[start of DATASET EXCERPTS]

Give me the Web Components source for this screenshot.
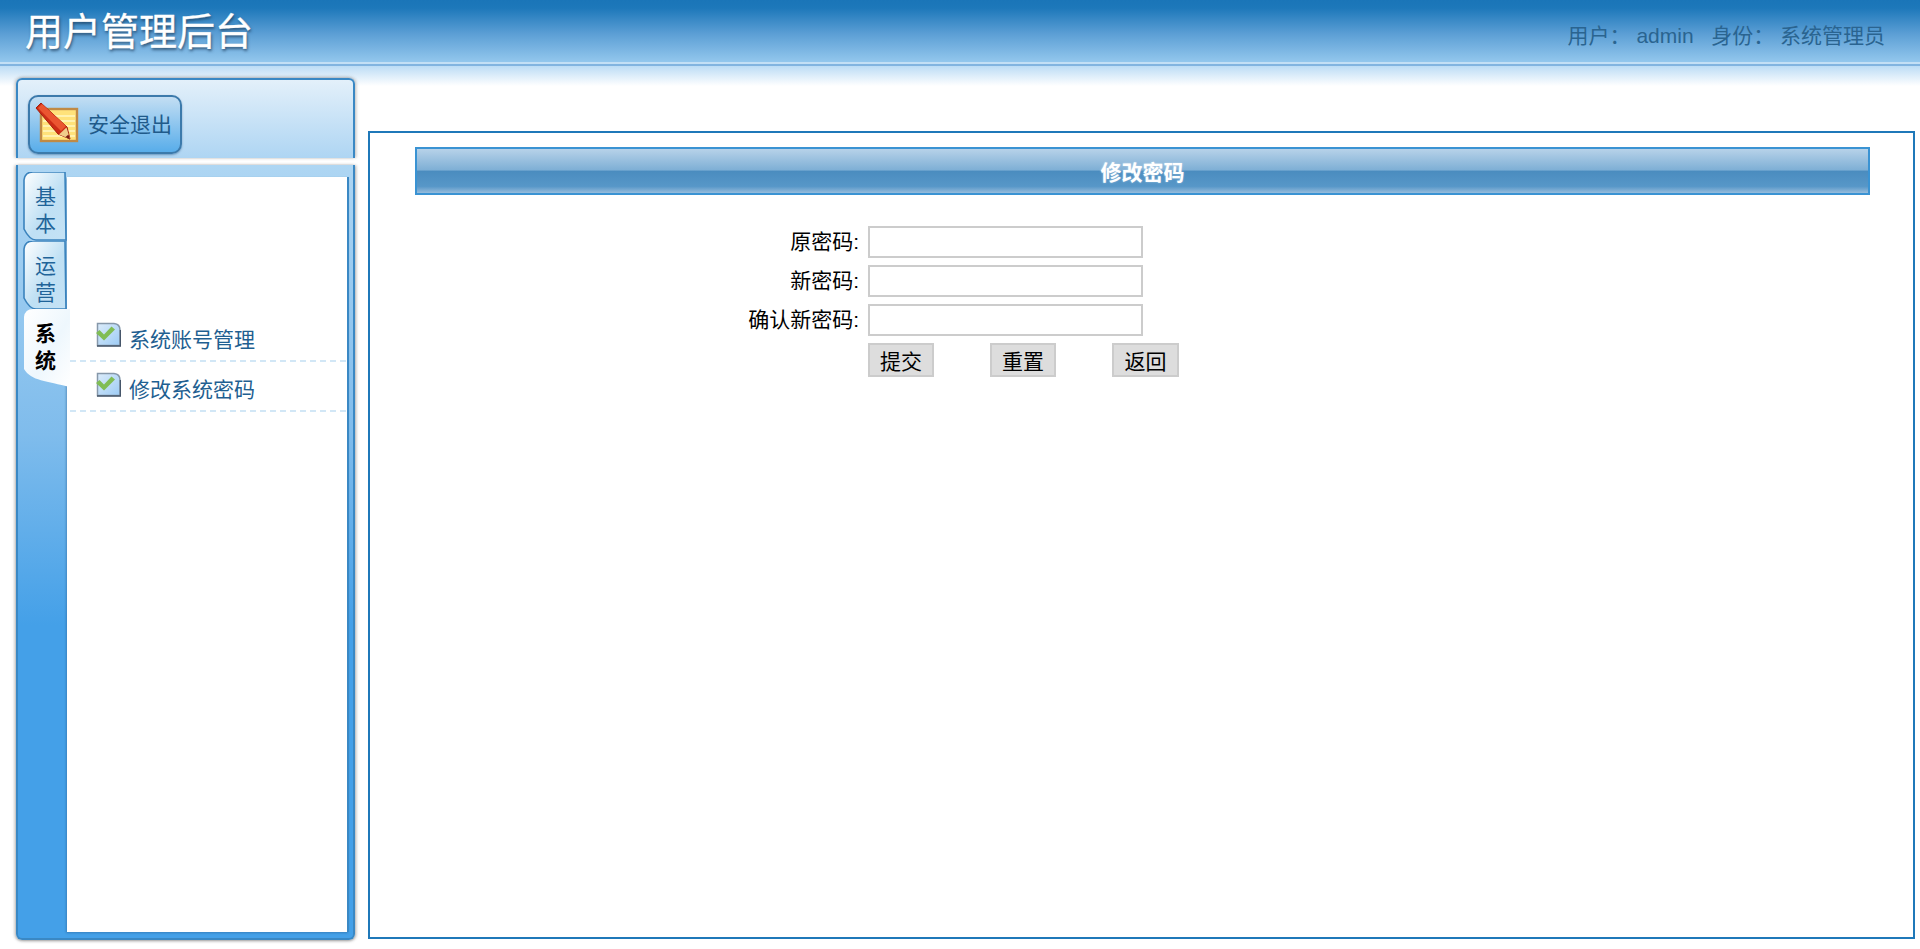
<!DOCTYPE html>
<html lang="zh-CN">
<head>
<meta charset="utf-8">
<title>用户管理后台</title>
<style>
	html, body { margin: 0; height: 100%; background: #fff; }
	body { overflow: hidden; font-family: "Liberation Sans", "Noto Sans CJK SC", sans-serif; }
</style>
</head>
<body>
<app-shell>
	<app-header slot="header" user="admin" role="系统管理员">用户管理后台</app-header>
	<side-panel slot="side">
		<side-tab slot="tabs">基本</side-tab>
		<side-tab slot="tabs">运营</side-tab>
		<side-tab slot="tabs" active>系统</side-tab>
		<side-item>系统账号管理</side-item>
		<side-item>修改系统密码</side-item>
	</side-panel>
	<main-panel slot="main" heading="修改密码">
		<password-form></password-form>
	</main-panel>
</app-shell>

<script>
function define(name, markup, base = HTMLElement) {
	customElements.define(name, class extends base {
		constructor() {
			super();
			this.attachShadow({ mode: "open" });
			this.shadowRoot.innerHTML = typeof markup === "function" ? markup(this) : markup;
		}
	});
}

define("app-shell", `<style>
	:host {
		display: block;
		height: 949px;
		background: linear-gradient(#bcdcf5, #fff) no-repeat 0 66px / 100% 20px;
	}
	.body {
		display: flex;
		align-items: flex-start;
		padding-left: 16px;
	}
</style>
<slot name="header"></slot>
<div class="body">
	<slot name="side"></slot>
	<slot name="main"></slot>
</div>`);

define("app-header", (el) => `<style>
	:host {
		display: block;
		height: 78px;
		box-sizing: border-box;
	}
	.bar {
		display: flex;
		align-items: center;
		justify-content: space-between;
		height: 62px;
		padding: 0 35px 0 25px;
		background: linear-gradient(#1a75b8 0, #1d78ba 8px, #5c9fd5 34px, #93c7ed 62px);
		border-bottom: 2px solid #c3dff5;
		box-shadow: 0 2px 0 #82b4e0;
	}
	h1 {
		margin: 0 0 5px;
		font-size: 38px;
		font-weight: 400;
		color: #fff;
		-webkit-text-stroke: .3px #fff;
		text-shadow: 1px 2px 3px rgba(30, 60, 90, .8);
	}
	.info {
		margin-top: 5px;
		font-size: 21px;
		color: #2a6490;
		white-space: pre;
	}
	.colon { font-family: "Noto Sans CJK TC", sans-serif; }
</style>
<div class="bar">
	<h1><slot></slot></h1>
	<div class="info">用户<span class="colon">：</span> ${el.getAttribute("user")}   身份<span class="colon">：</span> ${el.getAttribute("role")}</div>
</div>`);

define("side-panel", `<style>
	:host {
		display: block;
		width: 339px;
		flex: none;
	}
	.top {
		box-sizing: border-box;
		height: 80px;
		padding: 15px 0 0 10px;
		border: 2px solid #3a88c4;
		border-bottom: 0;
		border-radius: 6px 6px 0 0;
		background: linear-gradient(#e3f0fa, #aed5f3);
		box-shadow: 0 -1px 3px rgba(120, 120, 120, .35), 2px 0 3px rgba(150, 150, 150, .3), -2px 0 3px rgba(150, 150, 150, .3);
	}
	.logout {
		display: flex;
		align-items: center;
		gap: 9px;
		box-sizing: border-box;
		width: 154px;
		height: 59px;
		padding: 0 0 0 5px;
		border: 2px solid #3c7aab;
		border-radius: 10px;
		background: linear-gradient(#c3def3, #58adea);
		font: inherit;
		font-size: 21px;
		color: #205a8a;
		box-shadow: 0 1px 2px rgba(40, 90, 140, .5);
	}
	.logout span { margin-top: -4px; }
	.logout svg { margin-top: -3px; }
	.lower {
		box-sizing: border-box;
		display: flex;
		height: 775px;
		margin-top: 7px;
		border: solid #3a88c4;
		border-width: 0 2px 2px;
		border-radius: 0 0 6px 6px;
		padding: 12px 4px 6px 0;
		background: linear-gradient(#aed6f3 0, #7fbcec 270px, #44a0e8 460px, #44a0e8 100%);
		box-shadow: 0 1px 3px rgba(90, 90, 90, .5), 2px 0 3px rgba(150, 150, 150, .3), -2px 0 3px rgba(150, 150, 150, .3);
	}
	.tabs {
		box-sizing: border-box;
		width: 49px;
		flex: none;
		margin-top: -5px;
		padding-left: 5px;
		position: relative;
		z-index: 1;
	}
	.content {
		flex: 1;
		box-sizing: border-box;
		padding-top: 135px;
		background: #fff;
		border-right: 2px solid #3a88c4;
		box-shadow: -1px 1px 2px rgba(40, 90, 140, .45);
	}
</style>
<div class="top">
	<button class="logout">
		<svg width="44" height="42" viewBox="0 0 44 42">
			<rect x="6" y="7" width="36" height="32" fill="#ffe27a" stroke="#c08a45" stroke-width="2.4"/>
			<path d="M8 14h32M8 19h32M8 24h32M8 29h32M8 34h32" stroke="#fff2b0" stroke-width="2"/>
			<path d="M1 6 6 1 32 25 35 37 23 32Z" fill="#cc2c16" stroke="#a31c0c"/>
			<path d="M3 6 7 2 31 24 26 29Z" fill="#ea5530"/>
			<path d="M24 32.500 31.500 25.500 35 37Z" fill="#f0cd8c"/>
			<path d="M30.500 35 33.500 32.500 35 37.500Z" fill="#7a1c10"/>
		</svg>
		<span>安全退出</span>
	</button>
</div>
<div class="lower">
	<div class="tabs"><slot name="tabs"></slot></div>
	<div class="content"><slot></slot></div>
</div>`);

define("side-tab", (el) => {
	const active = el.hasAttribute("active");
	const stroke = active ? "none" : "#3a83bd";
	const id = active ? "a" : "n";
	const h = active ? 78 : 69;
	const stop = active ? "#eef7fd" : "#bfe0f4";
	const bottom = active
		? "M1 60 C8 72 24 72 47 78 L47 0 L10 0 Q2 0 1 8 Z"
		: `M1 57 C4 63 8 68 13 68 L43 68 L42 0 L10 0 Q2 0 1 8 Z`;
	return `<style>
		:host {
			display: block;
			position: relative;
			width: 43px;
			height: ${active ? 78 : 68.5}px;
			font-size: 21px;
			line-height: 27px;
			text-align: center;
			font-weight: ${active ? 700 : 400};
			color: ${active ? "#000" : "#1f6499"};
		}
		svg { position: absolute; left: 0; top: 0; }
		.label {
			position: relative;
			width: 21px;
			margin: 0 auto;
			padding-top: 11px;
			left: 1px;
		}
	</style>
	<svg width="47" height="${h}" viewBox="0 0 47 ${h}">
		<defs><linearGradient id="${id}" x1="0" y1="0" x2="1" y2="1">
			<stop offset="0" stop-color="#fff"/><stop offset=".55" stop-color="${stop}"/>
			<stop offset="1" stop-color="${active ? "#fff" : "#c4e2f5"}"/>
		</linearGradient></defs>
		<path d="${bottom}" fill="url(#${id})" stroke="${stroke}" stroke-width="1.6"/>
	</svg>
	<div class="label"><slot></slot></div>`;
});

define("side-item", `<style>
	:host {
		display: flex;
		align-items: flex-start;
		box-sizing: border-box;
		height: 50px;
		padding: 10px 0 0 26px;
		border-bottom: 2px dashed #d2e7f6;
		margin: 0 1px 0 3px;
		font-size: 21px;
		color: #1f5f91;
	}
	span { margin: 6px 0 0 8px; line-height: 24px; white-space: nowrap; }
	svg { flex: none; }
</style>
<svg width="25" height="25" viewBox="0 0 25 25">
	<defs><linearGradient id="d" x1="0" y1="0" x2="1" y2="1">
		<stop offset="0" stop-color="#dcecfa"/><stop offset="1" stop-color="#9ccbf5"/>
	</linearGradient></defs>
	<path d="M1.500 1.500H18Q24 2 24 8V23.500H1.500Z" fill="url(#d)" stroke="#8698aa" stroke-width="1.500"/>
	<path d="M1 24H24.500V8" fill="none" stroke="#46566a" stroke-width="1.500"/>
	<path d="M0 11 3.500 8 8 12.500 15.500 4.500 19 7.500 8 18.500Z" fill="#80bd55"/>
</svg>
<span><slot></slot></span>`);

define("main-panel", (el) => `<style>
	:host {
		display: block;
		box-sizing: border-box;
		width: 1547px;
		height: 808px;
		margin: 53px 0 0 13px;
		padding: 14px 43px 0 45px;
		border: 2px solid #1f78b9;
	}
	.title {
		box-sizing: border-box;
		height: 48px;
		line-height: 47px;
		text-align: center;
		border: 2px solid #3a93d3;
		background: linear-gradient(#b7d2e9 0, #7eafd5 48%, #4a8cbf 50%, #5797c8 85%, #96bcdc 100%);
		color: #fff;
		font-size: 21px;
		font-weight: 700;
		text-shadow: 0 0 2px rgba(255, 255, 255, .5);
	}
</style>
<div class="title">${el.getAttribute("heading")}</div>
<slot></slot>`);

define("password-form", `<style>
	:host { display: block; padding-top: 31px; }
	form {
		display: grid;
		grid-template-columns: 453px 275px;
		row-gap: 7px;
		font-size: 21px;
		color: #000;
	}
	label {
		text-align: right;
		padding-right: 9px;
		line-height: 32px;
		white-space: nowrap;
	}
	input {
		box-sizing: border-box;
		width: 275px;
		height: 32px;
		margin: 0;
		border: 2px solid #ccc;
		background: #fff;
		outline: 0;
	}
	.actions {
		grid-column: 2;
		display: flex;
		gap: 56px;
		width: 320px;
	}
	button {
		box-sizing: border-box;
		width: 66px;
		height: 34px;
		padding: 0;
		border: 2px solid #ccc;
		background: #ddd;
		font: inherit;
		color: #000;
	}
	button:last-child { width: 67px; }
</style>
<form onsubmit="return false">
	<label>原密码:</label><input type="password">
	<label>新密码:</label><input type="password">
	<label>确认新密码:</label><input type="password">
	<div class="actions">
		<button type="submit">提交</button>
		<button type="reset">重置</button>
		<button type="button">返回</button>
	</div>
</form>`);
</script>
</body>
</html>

[end of DATASET EXCERPTS]
[start of DATASET EXCERPTS]

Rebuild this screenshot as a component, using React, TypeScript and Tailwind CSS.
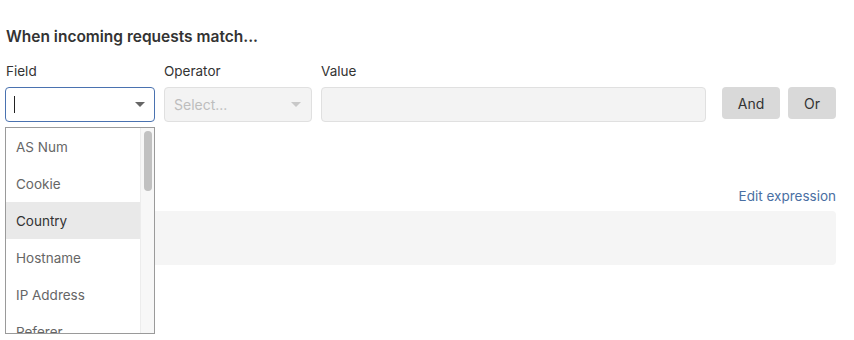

[end of DATASET EXCERPTS]

[WRITTEN INSTRUCTION] Report how many lines in these entries contain "screenshot". Answer with the number only.

[FINAL RESULT] 2